Sheffield Africa Managing Director Suresh Kanotra.  

Photo credit: File | Nation Media Group

What you need to know:

  • In 2015, the firm started a cold-room panel manufacturing plant in Kenya, the first-of-its kind in Sub-Sahara Africa.
  • The firm adopts smart innovations and offers its customers the most advanced food processing and food finishing technologies.

Synonymous with smart commercial kitchens Sheffield Africa is carving a new market niche in cold-rooms, laundry and healthcare solutions, with pioneer innovations.

In 2015, the firm started a cold-room panel manufacturing plant in Kenya, the first-of-its kind in Sub-Sahara Africa.

The company is now able to make the facilities within two-week’s and has already put-up spaces for agriculture, hospitality and other food processing sectors.

Managing director, Mr Suresh Kanotra, said in an interview last week that they are always on the lookout for innovative ideas. “The DNA of Sheffield Africa has been to continuously evolve, innovate and excel in customisations,” says Mr Kanotra.

A die-hard entrepreneur, Mr Kanotra defied the 2020 global recession and an ensuing pandemic to innovate cold storage solutions for sensitive medicines, and stainless-steel equipment for hospitals and mortuaries.

Sterilisation appliances

In 2020, Sheffield added touch-free handwashing solutions, disinfecting and sterilisation appliances to its stable.

The firm adopts smart innovations and offers its customers the most advanced food processing and food finishing technologies.

“With some of our smart equipment, our customers are able to know the temperature of food stored and are able to trace entire food chain – the batch that was processed, the temperature changes it went through, and have the entire history of any batch of food processed,” he told Smart Business.

“This gives the client consistency, optimum utilisation and a much smaller carbon footprint.

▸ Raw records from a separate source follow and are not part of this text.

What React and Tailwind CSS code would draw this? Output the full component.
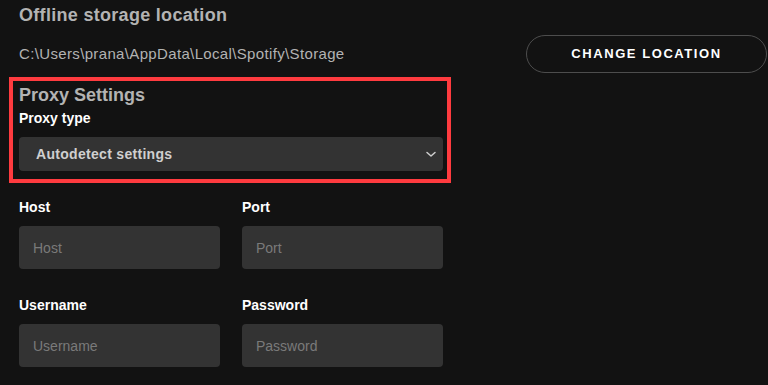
import React from "react";

function Field({ label, placeholder, top }) {
  return (
    <div className={top}>
      <div className="text-[14px] leading-[20px] font-bold text-white">{label}</div>
      <input
        placeholder={placeholder}
        className="mt-[9px] block h-[43px] w-full rounded-[4px] bg-[#333333] px-[14px] text-[14px] text-white outline-none placeholder:text-[#7a7a7a]"
      />
    </div>
  );
}

export default function App() {
  return (
    <div
      className="h-[385px] w-full overflow-hidden bg-[#121212] pl-[19px]"
      style={{ fontFamily: '"Liberation Sans", Arial, sans-serif' }}
    >
      {/* Offline storage */}
      <div className="pt-[3px] text-[18px] leading-[24px] font-bold tracking-[0.3px] text-[#b3b3b3]">
        Offline storage location
      </div>
      <div className="mt-[8px] flex h-[38px] items-center justify-between pr-[1px]">
        <span className="text-[15px] tracking-[0.35px] text-[#b3b3b3]">
          C:\Users\prana\AppData\Local\Spotify\Storage
        </span>
        <button className="h-[38px] w-[241px] rounded-full border border-[#4d4d4d] text-[13px] font-bold tracking-[0.12em] text-white">
          CHANGE LOCATION
        </button>
      </div>

      {/* Proxy settings (highlighted) */}
      <div className="mt-[4px] -ml-[10px] w-[442px] border-4 border-[#ff3b3f] pb-[8px] pl-[6px] pr-[4px] pt-[2px]">
        <div className="text-[18px] leading-[24px] font-bold text-[#b3b3b3]">Proxy Settings</div>
        <div className="mt-[1px] text-[14px] leading-[20px] font-bold text-white">Proxy type</div>
        <div className="mt-[9px] flex h-[34px] items-center justify-between rounded-[4px] bg-[#333333] pl-[17px] pr-[6px]">
          <span className="text-[14px] font-bold tracking-[0.3px] text-[#cfcfcf]">Autodetect settings</span>
          <svg width="12" height="12" viewBox="0 0 12 12" fill="none">
            <path d="M2 4.5l4 3.5 4-3.5" stroke="#cfcfcf" strokeWidth="1.5" strokeLinecap="round" strokeLinejoin="round" />
          </svg>
        </div>
      </div>

      {/* Host / Port / Username / Password */}
      <div className="grid w-[424px] grid-cols-2 gap-x-[22px]">
        <Field label="Host" placeholder="Host" top="mt-[14px]" />
        <Field label="Port" placeholder="Port" top="mt-[14px]" />
        <Field label="Username" placeholder="Username" top="mt-[26px]" />
        <Field label="Password" placeholder="Password" top="mt-[26px]" />
      </div>
    </div>
  );
}
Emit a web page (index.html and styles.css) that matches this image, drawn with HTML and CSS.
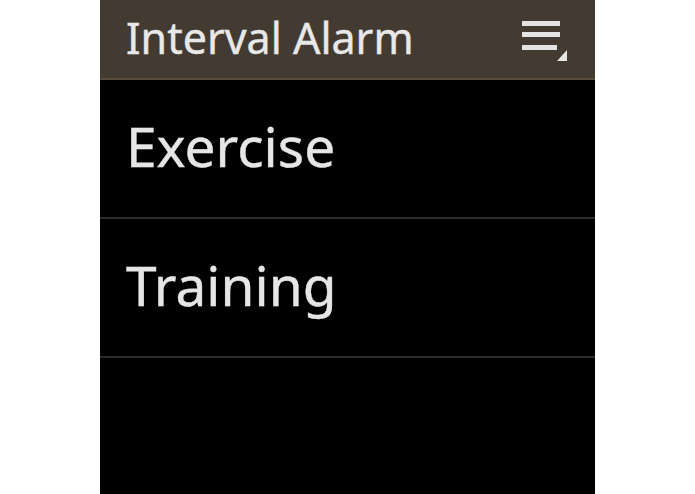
FILE: index.html
```html
<!DOCTYPE html>
<html lang="en">
<head>
<meta charset="utf-8">
<title>Interval Alarm</title>
<link rel="stylesheet" href="styles.css">
</head>
<body>
<div class="screen">
  <header class="app-bar">
    <h1 class="app-title">Interval Alarm</h1>
    <svg class="menu-icon" width="48" height="44" viewBox="0 0 48 44" aria-hidden="true">
      <rect x="0" y="2" width="38" height="5" fill="#e4e4e4"/>
      <rect x="0" y="13" width="38" height="5" fill="#e4e4e4"/>
      <rect x="0" y="26" width="35" height="5" fill="#e4e4e4"/>
      <polygon points="45,31 45,42 35,42" fill="#e4e4e4"/>
    </svg>
  </header>
  <ul class="list">
    <li class="list-item">Exercise</li>
    <li class="list-item">Training</li>
  </ul>
</div>
</body>
</html>
```
FILE: styles.css
```css
html, body {
  margin: 0;
  padding: 0;
  background: #ffffff;
  height: 100%;
}

.screen {
  width: 495px;
  height: 494px;
  margin: 0 auto 0 100px;
  background: #000000;
  font-family: "Noto Sans", "Open Sans", sans-serif;
  color: #e6e6e6;
  overflow: hidden;
}

.app-bar {
  height: 78px;
  background: #433a31;
  border-bottom: 2px solid #5b4c3d;
  display: flex;
  align-items: center;
  justify-content: space-between;
  padding: 0 26px 0 26px;
}

.app-title {
  margin: 0;
  font-size: 43px;
  font-weight: 400;
  color: #e8e8e8;
  line-height: 1;
  padding-bottom: 4px;
  -webkit-text-stroke: 0.4px #e8e8e8;
}

.menu-icon {
  display: block;
  margin-top: 4px;
  margin-right: -1px;
}

.list {
  list-style: none;
  margin: 0;
  padding: 0;
}

.list-item {
  box-sizing: border-box;
  height: 139px;
  border-bottom: 2px solid #2c2c2c;
  display: flex;
  align-items: center;
  padding: 0 26px 6px 26px;
  font-size: 55px;
  color: #e6e6e6;
  -webkit-text-stroke: 0.4px #e6e6e6;
}
```
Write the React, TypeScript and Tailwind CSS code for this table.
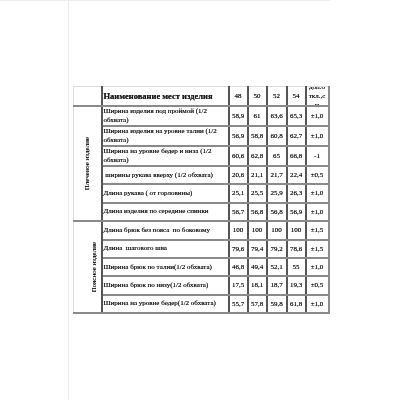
const shoulder = [
    { name: ['Ширина изделия под проймой (1/2', 'обхвата)'], v: ['58,9', '61', '63,6', '65,3', '±1,0'] },
    { name: ['Ширина изделия на уровне талии (1/2', 'обхвата)'], v: ['56,9', '58,8', '60,8', '62,7', '±1,0'] },
    { name: ['Ширина на уровне бедер и низа (1/2', 'обхвата)'], v: ['60,6', '62,8', '65', '66,8', '-1'] },
    { name: ['\u00a0ширины рукава вверху (1/2 обхвата)'], v: ['20,6', '21,1', '21,7', '22,4', '±0,5'] },
    { name: ['Длина рукава ( от горловины)'], v: ['25,1', '25,5', '25,9', '26,3', '±1,0'] },
    { name: ['Длина изделия по середине спинки'], v: ['56,7', '56,8', '56,8', '56,9', '±1,0'] },
];

const waist = [
    { name: ['Длина брюк без пояса \u00a0по боковому'], v: ['100', '100', '100', '100', '±1,5'] },
    { name: ['Длина \u00a0шагового шва'], v: ['79,6', '79,4', '79,2', '78,6', '±1,5'] },
    { name: ['Ширина брюк по талии(1/2 обхвата)'], v: ['46,8', '49,4', '52,1', '55', '±1,0'] },
    { name: ['Ширина брюк по низу(1/2 обхвата)'], v: ['17,5', '18,1', '18,7', '19,3', '±0,5'] },
    { name: ['Ширина на уровне бедер(1/2 обхвата)'], v: ['55,7', '57,8', '59,8', '61,8', '±1,0'] },
];

type Row = { name: string[]; v: string[] };

function DataRow({ row, group }: { row: Row; group?: { label: string; span: number; shift?: boolean } }) {
    return (
        <tr className="h-[18.4px]">
            {group && (
                <td
                    rowSpan={group.span}
                    className="border-b-2 border-b-[#8a8a8a] border-r-2 border-r-[#555] border-l border-l-[#dcdcdc] p-0"
                >
                    <div className={group.shift ? 'flex justify-end pr-[1px]' : 'flex justify-center'}>
                        <span className="rotate-180 whitespace-nowrap [writing-mode:vertical-rl]">{group.label}</span>
                    </div>
                </td>
            )}
            <td className="border-b-2 border-b-[#8a8a8a] border-r-2 border-r-[#555] py-0 pl-[1px] pr-0 align-middle leading-[9px]">
                {row.name.map((line, i) => (
                    <div key={i} className="whitespace-pre">
                        {line}
                    </div>
                ))}
            </td>
            {row.v.map((val, i) => (
                <td
                    key={i}
                    className={
                        i === 4
                            ? 'border-b-2 border-b-[#8a8a8a] border-r-2 border-r-[#8a8a8a] p-0 text-center'
                            : 'border-b-2 border-b-[#8a8a8a] border-r-2 border-r-[#555] p-0 text-center'
                    }
                >
                    {val}
                </td>
            ))}
        </tr>
    );
}

export default function App() {
    return (
        <div className="h-[400px] w-[400px] overflow-hidden bg-white font-['Liberation_Serif',serif] text-[7px] text-[#1a1a1a] will-change-transform [text-shadow:0_0_0.4px_#333]">
            <div className="h-px w-[330px] bg-[#eeeeee]" />
            <div className="ml-[68px] h-[399px] border-l border-[#ececec] pl-[4px] pt-[85px]">
                <table className="w-[255px] table-fixed border-collapse">
                    <colgroup>
                        <col className="w-[28px]" />
                        <col className="w-[127px]" />
                        <col className="w-[19px]" />
                        <col className="w-[19px]" />
                        <col className="w-[20px]" />
                        <col className="w-[19px]" />
                        <col className="w-[23px]" />
                    </colgroup>
                    <thead>
                        <tr className="h-[18.4px]">
                            <td className="border-t border-t-[#dcdcdc] border-l border-l-[#dcdcdc] border-b-2 border-b-[#8a8a8a] border-r-2 border-r-[#555] p-0" />
                            <td className="border-t border-t-[#dcdcdc] border-b-2 border-b-[#8a8a8a] border-r-2 border-r-[#555] py-0 pl-[1px] text-[8.5px] font-bold">
                                Наименование мест изделия
                            </td>
                            {['48', '50', '52', '54'].map((s) => (
                                <td
                                    key={s}
                                    className="border-t border-t-[#dcdcdc] border-b-2 border-b-[#8a8a8a] border-r-2 border-r-[#555] p-0 text-center"
                                >
                                    {s}
                                </td>
                            ))}
                            <td className="border-t border-t-[#dcdcdc] border-b-2 border-b-[#8a8a8a] border-r-2 border-r-[#8a8a8a] p-0">
                                <div className="flex h-[18px] flex-col items-center justify-center overflow-hidden leading-[9px]">
                                    <span>доп.о</span>
                                    <span>ткл.,с</span>
                                    <span>м</span>
                                </div>
                            </td>
                        </tr>
                    </thead>
                    <tbody>
                        {shoulder.map((row, i) => (
                            <DataRow
                                key={'s' + i}
                                row={row}
                                group={i === 0 ? { label: 'Плечевое изделие', span: shoulder.length } : undefined}
                            />
                        ))}
                        {waist.map((row, i) => (
                            <DataRow
                                key={'w' + i}
                                row={row}
                                group={i === 0 ? { label: 'Поясное изделие', span: waist.length, shift: true } : undefined}
                            />
                        ))}
                    </tbody>
                </table>
            </div>
        </div>
    );
}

One smart machine has got more productivity than an equal lineup of six machines,” Mr Kanotra says.

Sheffield says it is now ready to partner with various county governments, co-operatives and individual farmers to help them store their produce in a bid to cut post-harvest losses.

He said the firm has adopted solar technology to run cold-rooms and have them installed in remote areas where there is no power grid.

The PUF panels are also being used to prefabricate facilities for putting up schools, health clinics and hospitals, food retail and any other temporary facility for industry and to make very big warehousing units.